O filme apresenta cenas domésticas de Wesley, um jovem gay que vive com a família num contexto de precariedade. Ele sofre com tendências suicidas, angústia e solidão. Mas o que faz deste filme algo singular é o que o autor faz com o sofrimento. Mais do que narrar suas dores num relato sério e monótono, Wesley constrói uma performance que desloca seu eu em cena. Com isto, ele se torna um personagem que seduz pelos excessos e extravagâncias que realiza diante do terror. A vida cotidiana é transmutada num atlas de atrações que transitam entre o horror e o hilário, o tesão e o imobilismo.

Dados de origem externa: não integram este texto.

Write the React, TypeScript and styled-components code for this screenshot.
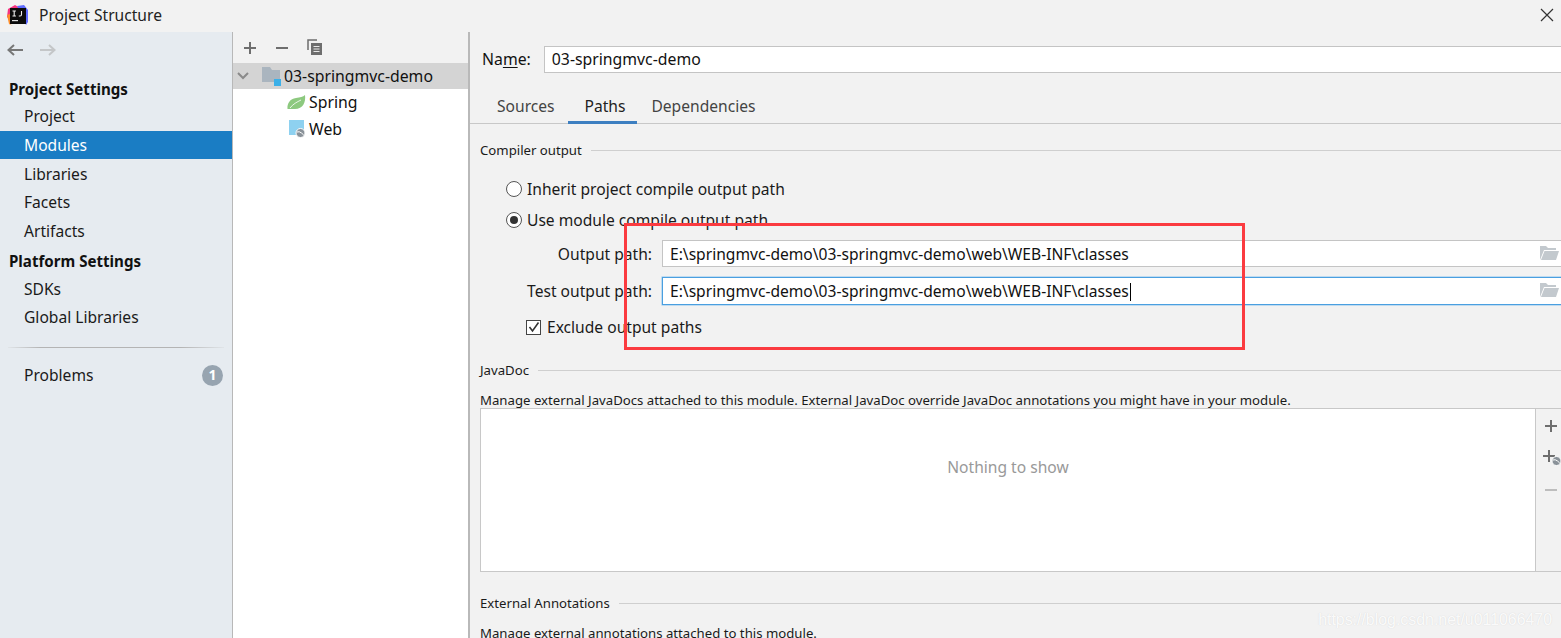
import React from "react";
import styled, { createGlobalStyle } from "styled-components";

const Global = createGlobalStyle`
  html, body { margin: 0; padding: 0; width: 1561px; height: 638px; overflow: hidden; background: #f2f2f2; }
  body { font-family: "Noto Sans", "Open Sans", "Liberation Sans", sans-serif; font-size: 15.6px; color: #111; }
  #root { width: 1561px; height: 638px; }
  * { box-sizing: border-box; }
`;

const Page = styled.div`
  position: relative; width: 1561px; height: 638px; display: flex; flex-direction: column; overflow: hidden; background: #f2f2f2;
`;
const TitleBar = styled.header`
  height: 32px; display: flex; align-items: center; padding: 0 7px 2px 7px; gap: 11px; flex: none;
`;
const Title = styled.span`
  font-size: 15.6px; color: #222; flex: 1;
`;
const Body = styled.div`
  flex: 1; display: flex; min-height: 0;
`;
const Sidebar = styled.nav`
  width: 233px; flex: none; background: #e6ebf0; border-right: 1px solid #b8b8b8; display: flex; flex-direction: column;
`;
const NavArrows = styled.div`
  height: 36px; display: flex; align-items: center; padding: 0 0 0 6px; gap: 15px;
`;
const SectionHead = styled.div<{ $top?: number }>`
  font-weight: 700; font-size: 15.1px; color: #111; padding-left: 9px; height: 27px; line-height: 29px; margin-top: ${p => p.$top ?? 0}px;
`;
const NavItem = styled.div<{ $active?: boolean }>`
  height: 28.7px; line-height: 28px; padding-left: 24px; display: flex; align-items: center; justify-content: space-between; padding-right: 9px;
  background: ${p => (p.$active ? "#1a7dc4" : "transparent")};
  color: ${p => (p.$active ? "#fff" : "#1a1a1a")};
`;
const NavRule = styled.hr`
  border: 0; height: 1px; margin: 15px 8px 13px; background: linear-gradient(90deg, #e0e4e8, #b4b4b4 15%, #b4b4b4 80%, #e0e4e8);
`;
const Badge = styled.span`
  width: 21px; height: 21px; border-radius: 50%; background: #97a4b0; color: #fff; font-weight: 700; font-size: 14px; display: flex; align-items: center; justify-content: center;
`;
const Middle = styled.section`
  width: 235px; flex: none; background: #fff; display: flex; flex-direction: column;
`;
const MidToolbar = styled.div`
  height: 31px; background: #f2f2f2; display: flex; align-items: center; padding-left: 10px; gap: 18px; flex: none;
`;
const TreeRow = styled.div<{ $selected?: boolean; $indent: number }>`
  height: 26px; margin-bottom: ${p => (p.$selected ? 0 : 1)}px; display: flex; align-items: center; padding-left: ${p => p.$indent}px; gap: 3px; font-size: 15.8px;
  background: ${p => (p.$selected ? "#d4d4d4" : "transparent")}; color: #111;
`;
const Divider = styled.div`
  width: 2px; flex: none; background: #b9b9b9;
`;
const Right = styled.main`
  flex: 1; min-width: 0; overflow: hidden; padding-top: 14px; display: flex; flex-direction: column;
`;
const NameRow = styled.div`
  display: flex; align-items: center; height: 26px; padding-left: 12px; gap: 13px; font-size: 15.8px;
`;
const Underlined = styled.span`
  text-decoration: underline; text-underline-offset: 2px;
`;
const TextInput = styled.div<{ $focus?: boolean }>`
  flex: 1; margin-right: -4px; height: ${p => (p.$focus ? 28 : 27)}px; background: #fff; border: 1px solid ${p => (p.$focus ? "#4a9fe0" : "#c4c4c4")};
  ${p => (p.$focus ? "box-shadow: 0 0 0 0.5px #8cc3ee;" : "")}
  display: flex; align-items: center; padding-left: 7px; padding-right: 5px; justify-content: space-between; position: relative; color: #111;
`;
const Caret = styled.span`
  display: inline-block; width: 1px; height: 18px; background: #000; vertical-align: -4px; margin-left: 1px;
`;
const Tabs = styled.div`
  display: flex; height: 38px; margin-top: 14px; border-bottom: 1px solid #c8c8c8; padding-left: 13px; flex: none;
`;
const Tab = styled.div<{ $active?: boolean }>`
  padding: 5px ${p => (p.$active ? 12 : 14)}px 0 ${p => (p.$active ? 17 : 14)}px; margin-left: ${p => (p.$active ? -1 : 0)}px; height: 38px; display: flex; align-items: center; color: ${p => (p.$active ? "#222" : "#444")};
  border-bottom: 3px solid ${p => (p.$active ? "#3d7fc1" : "transparent")}; margin-bottom: -1px;
`;
const Section = styled.div<{ $top: number }>`
  display: flex; align-items: center; gap: 9px; padding-left: 10px; height: 18px; margin-top: ${p => p.$top}px; font-size: 13.2px; color: #1a1a1a; flex: none;
`;
const Rule = styled.div`
  flex: 1; height: 1px; background: #cfcfcf;
`;
const RadioRow = styled.div<{ $top: number }>`
  display: flex; align-items: center; gap: 5px; padding-left: 36px; height: 22px; margin-top: ${p => p.$top}px; color: #1a1a1a; flex: none;
`;
const Radio = styled.span<{ $on?: boolean }>`
  width: 16px; height: 16px; border-radius: 50%; background: #fff; border: 1px solid #555; display: flex; align-items: center; justify-content: center;
  &::after { content: ""; width: 8px; height: 8px; border-radius: 50%; background: ${p => (p.$on ? "#333" : "transparent")}; }
`;
const PathRow = styled.div<{ $top: number }>`
  display: flex; align-items: center; height: 27px; margin-top: ${p => p.$top}px; flex: none;
`;
const PathLabel = styled.label`
  width: 192px; flex: none; text-align: right; padding-right: 10px; color: #1a1a1a; white-space: nowrap;
`;
const CheckRow = styled.div`
  display: flex; align-items: center; gap: 6px; padding-left: 56px; height: 22px; margin-top: 12px; color: #1a1a1a; flex: none;
`;
const CheckBox = styled.span`
  width: 15px; height: 15px; background: #fff; border: 1px solid #444; display: flex; align-items: center; justify-content: center;
`;
const Small = styled.div<{ $top: number }>`
  font-size: 13.2px; height: 18px; line-height: 18px; padding-left: 10px; margin-top: ${p => p.$top}px; color: #1a1a1a; white-space: nowrap; flex: none;
`;
const TableWrap = styled.div`
  margin: 0 0 0 10px; height: 164px; margin-top: -1px; display: flex; border-bottom: 1px solid #c8c8c8; flex: none;
`;
const EmptyList = styled.div`
  width: 1056px; flex: none; background: #fff; border: 1px solid #c8c8c8; border-bottom: 0; display: flex; align-items: center; justify-content: center; color: #999; padding-bottom: 46px;
`;
const TableTools = styled.div`
  flex: 1; display: flex; flex-direction: column; padding-top: 1px; border-top: 1px solid #c8c8c8;
`;
const ToolCell = styled.div`
  height: 32px; display: flex; align-items: center; padding-left: 8px;
`;
const RedBox = styled.div`
  position: absolute; left: 624px; top: 223px; width: 621px; height: 127px; border: 3px solid #fb3b40; pointer-events: none;
`;
const Watermark = styled.div`
  position: absolute; right: 9px; top: 611px; font-family: "Liberation Sans", sans-serif; font-size: 15.9px; color: rgba(255,255,255,0.9); text-shadow: 0 0 1px rgba(190,190,190,0.6); white-space: nowrap;
`;

const Logo = () => (
  <svg width="21" height="21" viewBox="0 0 21 21">
    <path d="M1 4 L8 0 L13 3 L3 15 L0 12 Z" fill="#f5347f" />
    <path d="M0 10 L3 9 L3 19 L6 21 L2 19 Z" fill="#fd8d2a" />
    <path d="M10 1 L17 0 L21 5 L21 17 L19 20 L15 10 Z" fill="#5f6bff" />
    <rect x="3" y="3" width="16" height="16" fill="#0b0b0b" />
    <rect x="5" y="15" width="6" height="1.2" fill="#ddd" />
    <path d="M5.5 6h3.4M7.2 6v5M5.5 11h3.4M14.5 6v3.6q0 1.4-1.4 1.4h-1.3" stroke="#eee" strokeWidth="1.1" fill="none" />
  </svg>
);
const Close = () => (
  <svg width="14" height="14" viewBox="0 0 14 14"><path d="M1 1 L13 13 M13 1 L1 13" stroke="#333" strokeWidth="1.2" /></svg>
);
const Arrow = ({ dir, color }: { dir: "l" | "r"; color: string }) => (
  <svg width="18" height="14" viewBox="0 0 18 14" style={{ transform: dir === "r" ? "scaleX(-1)" : undefined }}>
    <path d="M17 7 H3 M8 2 L2.5 7 L8 12" stroke={color} strokeWidth="2" fill="none" />
  </svg>
);
const Plus = ({ color = "#6e6e6e" }: { color?: string }) => (
  <svg width="14" height="14" viewBox="0 0 14 14"><path d="M7 1 V13 M1 7 H13" stroke={color} strokeWidth="2" /></svg>
);
const Minus = ({ color = "#6e6e6e" }: { color?: string }) => (
  <svg width="14" height="14" viewBox="0 0 14 14"><path d="M1 7 H13" stroke={color} strokeWidth="2" /></svg>
);
const Copy = () => (
  <svg width="16" height="17" viewBox="0 0 16 17">
    <path d="M1 11 V1 H10" stroke="#6e6e6e" strokeWidth="1.5" fill="none" />
    <rect x="4" y="4" width="11" height="12" fill="#6e6e6e" />
    <path d="M6.5 7.5h6M6.5 10h6M6.5 12.5h6" stroke="#e8e8e8" strokeWidth="1" />
  </svg>
);
const Chevron = () => (
  <svg width="12" height="8" viewBox="0 0 12 8" style={{ marginRight: 10 }}><path d="M1 1 L6 6 L11 1" stroke="#8a8a8a" strokeWidth="2" fill="none" /></svg>
);
const ModuleFolder = () => (
  <svg width="19" height="19" viewBox="0 0 19 19">
    <path d="M0 0 H8 L10 3 H18 V15 H0 Z" fill="#aab5bf" />
    <rect x="12" y="12" width="7" height="7" fill="#3cb0e8" />
  </svg>
);
const Leaf = () => (
  <svg width="19" height="15" viewBox="0 0 19 15">
    <path d="M0.5 14 C0 8 3 4 9 3 C13 2.5 16 2 18 0 C19 7 16 14 8 14 C5 14 2 14 0.5 14 Z" fill="#8dc97f" />
    <path d="M3 13 C6 9 10 7 14 5" stroke="#fff" strokeWidth="0.8" fill="none" />
  </svg>
);
const Globe = ({ x, y, s }: { x: number; y: number; s: number }) => (
  <g>
    <circle cx={x} cy={y} r={s} fill="#8a9299" stroke="#fff" strokeWidth="1" />
    <path d={`M${x - s + 1} ${y - 1} q${s / 2} -1 ${s} 1 t${s / 2} 2`} stroke="#fff" strokeWidth="1" fill="none" />
  </g>
);
const WebIcon = () => (
  <svg width="18" height="18" viewBox="0 0 18 18">
    <rect x="1" y="0" width="15" height="15" fill="#8ed1f0" />
    <Globe x={12.5} y={13} s={4.5} />
  </svg>
);
const PlusGlobe = () => (
  <svg width="20" height="18" viewBox="0 0 20 18" style={{ marginLeft: -2 }}>
    <path d="M7 1 V13 M1 7 H13" stroke="#6e6e6e" strokeWidth="2" />
    <Globe x={14.5} y={12} s={4.5} />
  </svg>
);
const FolderOpen = () => (
  <svg width="19" height="15" viewBox="0 0 19 15">
    <path d="M0 14 V0 H6 L8 2 H16 V4 H4 Z" fill="#c3c9ce" />
    <path d="M1 14 L4.5 5 H19 L16 14 Z" fill="#c3c9ce" />
  </svg>
);

const paths = "E:\\springmvc-demo\\03-springmvc-demo\\web\\WEB-INF\\classes";

export default function App() {
  return (
    <Page>
      <Global />
      <TitleBar>
        <Logo />
        <Title>Project Structure</Title>
        <Close />
      </TitleBar>
      <Body>
        <Sidebar>
          <NavArrows>
            <Arrow dir="l" color="#777" />
            <Arrow dir="r" color="#c4c6c8" />
          </NavArrows>
          <SectionHead $top={7}>Project Settings</SectionHead>
          <NavItem>Project</NavItem>
          <NavItem $active>Modules</NavItem>
          <NavItem>Libraries</NavItem>
          <NavItem>Facets</NavItem>
          <NavItem>Artifacts</NavItem>
          <SectionHead $top={2}>Platform Settings</SectionHead>
          <NavItem>SDKs</NavItem>
          <NavItem>Global Libraries</NavItem>
          <NavRule />
          <NavItem>Problems<Badge>1</Badge></NavItem>
        </Sidebar>
        <Middle>
          <MidToolbar>
            <Plus />
            <Minus />
            <Copy />
          </MidToolbar>
          <TreeRow $selected $indent={4}>
            <Chevron />
            <ModuleFolder />
            03-springmvc-demo
          </TreeRow>
          <TreeRow $indent={54}><Leaf />Spring</TreeRow>
          <TreeRow $indent={55}><WebIcon />Web</TreeRow>
        </Middle>
        <Divider />
        <Right>
          <NameRow>
            <span>Na<Underlined>m</Underlined>e:</span>
            <TextInput>03-springmvc-demo</TextInput>
          </NameRow>
          <Tabs>
            <Tab>Sources</Tab>
            <Tab $active>Paths</Tab>
            <Tab>Dependencies</Tab>
          </Tabs>
          <Section $top={17}>Compiler output<Rule /></Section>
          <RadioRow $top={19}><Radio />Inherit project compile output path</RadioRow>
          <RadioRow $top={9}><Radio $on />Use module compile output path</RadioRow>
          <PathRow $top={9}>
            <PathLabel>Output path:</PathLabel>
            <TextInput>{paths}<FolderOpen /></TextInput>
          </PathRow>
          <PathRow $top={10}>
            <PathLabel>Test output path:</PathLabel>
            <TextInput $focus><span>{paths}<Caret /></span><FolderOpen /></TextInput>
          </PathRow>
          <CheckRow>
            <CheckBox>
              <svg width="12" height="12" viewBox="0 0 12 12"><path d="M1.5 6 L4.5 10 L10.5 1.5" stroke="#333" strokeWidth="1.6" fill="none" /></svg>
            </CheckBox>
            Exclude output paths
          </CheckRow>
          <Section $top={23}>JavaDoc<Rule /></Section>
          <Small $top={12}>Manage external JavaDocs attached to this module. External JavaDoc override JavaDoc annotations you might have in your module.</Small>
          <TableWrap>
            <EmptyList>Nothing to show</EmptyList>
            <TableTools>
              <ToolCell><Plus /></ToolCell>
              <ToolCell><PlusGlobe /></ToolCell>
              <ToolCell><Minus color="#bdbdbd" /></ToolCell>
            </TableTools>
          </TableWrap>
          <Section $top={22}>External Annotations<Rule /></Section>
          <Small $top={12}>Manage external annotations attached to this module.</Small>
        </Right>
      </Body>
      <RedBox />
      <Watermark>https://blog.csdn.net/u011066470</Watermark>
    </Page>
  );
}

As filmagens de celular do diretor-ator mostram uma série de situações performadas por ele: leituras, banhos, sessões de cinema em casa, masturbações, mijadas, desabafos, piadas com animais domésticos tomam a forma de esquetes. Diferente de outros filmes em primeira pessoa, Um minuto é uma eternidade para quem está sofrendo é uma obra que não leva o narrador a sério. O performer se duplica e ensaia diferentes formas de brincar a partir da instância pessoal.
Em vez de fazer do cotidiano difícil uma atração, o longa cria cenas em meio ao caos do dia a dia. A luz cortada, a falta de comida em casa, a vontade de se matar e outras desgraças são narradas enquanto o performer faz a sua mágica. O que toma o protagonismo é o tom da fala, os gestos, o jogo de cena de Wesley. O sarcasmo demolidor e a auto ironia são características centrais de sua performance, o que desloca a vida precária e o sofrimento psíquico para uma zona lúdica de invenção despudorada.
O filme de Fábio Rogério e Wesley Pereira de Castro se destaca na mostra Aurora deste ano ao sinalizar o que pode a arte diante do sofrimento. Virar outra pessoa se torna uma maneira de driblar as trevas da vida precária em cena. Através da performance, o longa revira as entranhas do show do eu contemporâneo.